━━ Source material ━━

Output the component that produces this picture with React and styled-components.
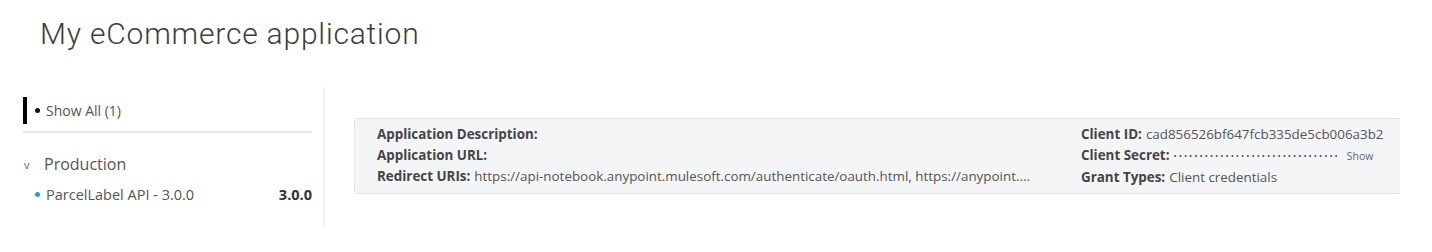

━━━
━━ Source material ━━

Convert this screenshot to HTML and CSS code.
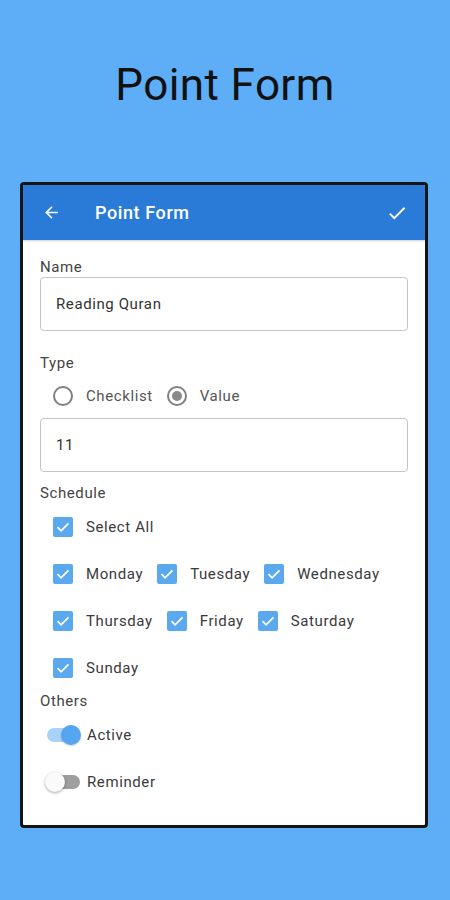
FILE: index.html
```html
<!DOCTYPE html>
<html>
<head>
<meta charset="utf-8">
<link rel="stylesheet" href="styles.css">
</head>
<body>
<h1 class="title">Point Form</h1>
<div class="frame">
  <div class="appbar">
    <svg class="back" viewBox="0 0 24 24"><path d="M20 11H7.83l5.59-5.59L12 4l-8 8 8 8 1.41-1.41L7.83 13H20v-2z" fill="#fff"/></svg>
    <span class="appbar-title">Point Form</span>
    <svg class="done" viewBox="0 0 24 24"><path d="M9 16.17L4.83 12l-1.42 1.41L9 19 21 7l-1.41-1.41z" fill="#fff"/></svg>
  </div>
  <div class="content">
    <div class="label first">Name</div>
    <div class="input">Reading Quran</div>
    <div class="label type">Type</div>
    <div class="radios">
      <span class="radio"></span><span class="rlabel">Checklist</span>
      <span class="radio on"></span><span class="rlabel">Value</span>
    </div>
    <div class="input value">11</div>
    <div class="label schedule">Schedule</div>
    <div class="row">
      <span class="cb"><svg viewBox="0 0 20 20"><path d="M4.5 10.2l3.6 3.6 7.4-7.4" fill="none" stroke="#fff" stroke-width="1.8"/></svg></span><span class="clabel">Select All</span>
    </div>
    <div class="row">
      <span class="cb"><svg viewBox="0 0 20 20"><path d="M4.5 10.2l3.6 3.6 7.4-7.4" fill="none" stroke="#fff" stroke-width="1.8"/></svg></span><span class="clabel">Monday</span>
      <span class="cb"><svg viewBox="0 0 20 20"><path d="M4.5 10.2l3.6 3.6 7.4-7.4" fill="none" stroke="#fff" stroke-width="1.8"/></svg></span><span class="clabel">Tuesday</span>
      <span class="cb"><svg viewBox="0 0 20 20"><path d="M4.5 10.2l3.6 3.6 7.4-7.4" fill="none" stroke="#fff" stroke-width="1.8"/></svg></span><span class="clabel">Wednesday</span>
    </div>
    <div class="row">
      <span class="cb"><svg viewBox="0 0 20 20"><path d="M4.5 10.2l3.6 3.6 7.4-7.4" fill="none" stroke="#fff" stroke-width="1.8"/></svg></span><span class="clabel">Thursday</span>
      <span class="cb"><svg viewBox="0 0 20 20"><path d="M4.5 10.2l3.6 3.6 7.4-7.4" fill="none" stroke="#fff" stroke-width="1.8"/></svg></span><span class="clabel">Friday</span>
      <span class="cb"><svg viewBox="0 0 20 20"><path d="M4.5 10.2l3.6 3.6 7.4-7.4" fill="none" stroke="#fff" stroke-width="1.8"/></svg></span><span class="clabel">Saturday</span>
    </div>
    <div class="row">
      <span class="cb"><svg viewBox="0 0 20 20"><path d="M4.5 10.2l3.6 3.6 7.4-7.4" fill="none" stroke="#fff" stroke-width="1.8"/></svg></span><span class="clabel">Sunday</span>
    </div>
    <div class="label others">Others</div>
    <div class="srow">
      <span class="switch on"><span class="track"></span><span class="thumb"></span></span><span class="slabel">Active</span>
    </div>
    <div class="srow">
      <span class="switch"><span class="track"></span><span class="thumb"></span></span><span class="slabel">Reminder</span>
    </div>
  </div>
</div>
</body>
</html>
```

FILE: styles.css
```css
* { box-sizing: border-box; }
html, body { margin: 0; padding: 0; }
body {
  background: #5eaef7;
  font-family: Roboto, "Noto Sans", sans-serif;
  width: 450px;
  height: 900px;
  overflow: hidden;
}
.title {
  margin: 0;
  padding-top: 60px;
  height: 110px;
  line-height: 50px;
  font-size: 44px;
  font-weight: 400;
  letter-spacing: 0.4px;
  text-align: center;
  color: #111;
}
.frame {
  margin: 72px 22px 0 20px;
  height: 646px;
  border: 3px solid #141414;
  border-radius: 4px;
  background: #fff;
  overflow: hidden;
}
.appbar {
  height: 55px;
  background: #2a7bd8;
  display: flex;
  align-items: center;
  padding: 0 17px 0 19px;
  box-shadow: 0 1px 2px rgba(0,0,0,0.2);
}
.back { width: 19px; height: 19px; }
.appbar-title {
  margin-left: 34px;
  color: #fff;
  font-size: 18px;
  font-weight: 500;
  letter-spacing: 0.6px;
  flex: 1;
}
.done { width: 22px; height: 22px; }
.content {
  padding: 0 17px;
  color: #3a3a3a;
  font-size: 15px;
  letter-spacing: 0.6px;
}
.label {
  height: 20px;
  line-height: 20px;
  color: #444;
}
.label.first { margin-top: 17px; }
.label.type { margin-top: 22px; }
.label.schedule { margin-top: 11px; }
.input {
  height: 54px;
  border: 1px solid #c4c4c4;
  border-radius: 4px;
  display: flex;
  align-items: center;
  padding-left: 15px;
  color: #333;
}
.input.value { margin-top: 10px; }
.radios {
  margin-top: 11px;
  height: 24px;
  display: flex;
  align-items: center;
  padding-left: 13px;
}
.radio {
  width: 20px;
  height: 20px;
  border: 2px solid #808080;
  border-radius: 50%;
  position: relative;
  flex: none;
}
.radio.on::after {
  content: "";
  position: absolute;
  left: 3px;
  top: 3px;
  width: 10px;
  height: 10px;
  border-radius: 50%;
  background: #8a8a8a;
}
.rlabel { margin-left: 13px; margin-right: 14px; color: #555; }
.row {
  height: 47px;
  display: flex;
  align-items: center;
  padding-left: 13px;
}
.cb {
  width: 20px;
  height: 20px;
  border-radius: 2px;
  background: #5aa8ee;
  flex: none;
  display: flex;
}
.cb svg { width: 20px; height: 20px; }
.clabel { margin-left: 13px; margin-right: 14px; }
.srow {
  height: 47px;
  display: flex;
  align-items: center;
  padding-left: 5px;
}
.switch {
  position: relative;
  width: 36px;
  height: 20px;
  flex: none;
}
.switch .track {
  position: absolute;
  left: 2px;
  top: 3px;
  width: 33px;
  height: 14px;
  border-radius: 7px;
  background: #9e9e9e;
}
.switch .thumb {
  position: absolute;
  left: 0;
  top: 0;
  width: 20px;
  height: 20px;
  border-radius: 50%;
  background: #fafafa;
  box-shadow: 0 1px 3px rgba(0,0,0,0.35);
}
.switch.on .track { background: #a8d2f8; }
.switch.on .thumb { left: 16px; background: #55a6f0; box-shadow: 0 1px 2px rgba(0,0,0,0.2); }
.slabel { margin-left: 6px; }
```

━━━

▸ **Directions**:
From the listing above, copy every line that holds the string "this".

▸ **Answer to the task**:
Output the component that produces this picture with React and styled-components.
Convert this screenshot to HTML and CSS code.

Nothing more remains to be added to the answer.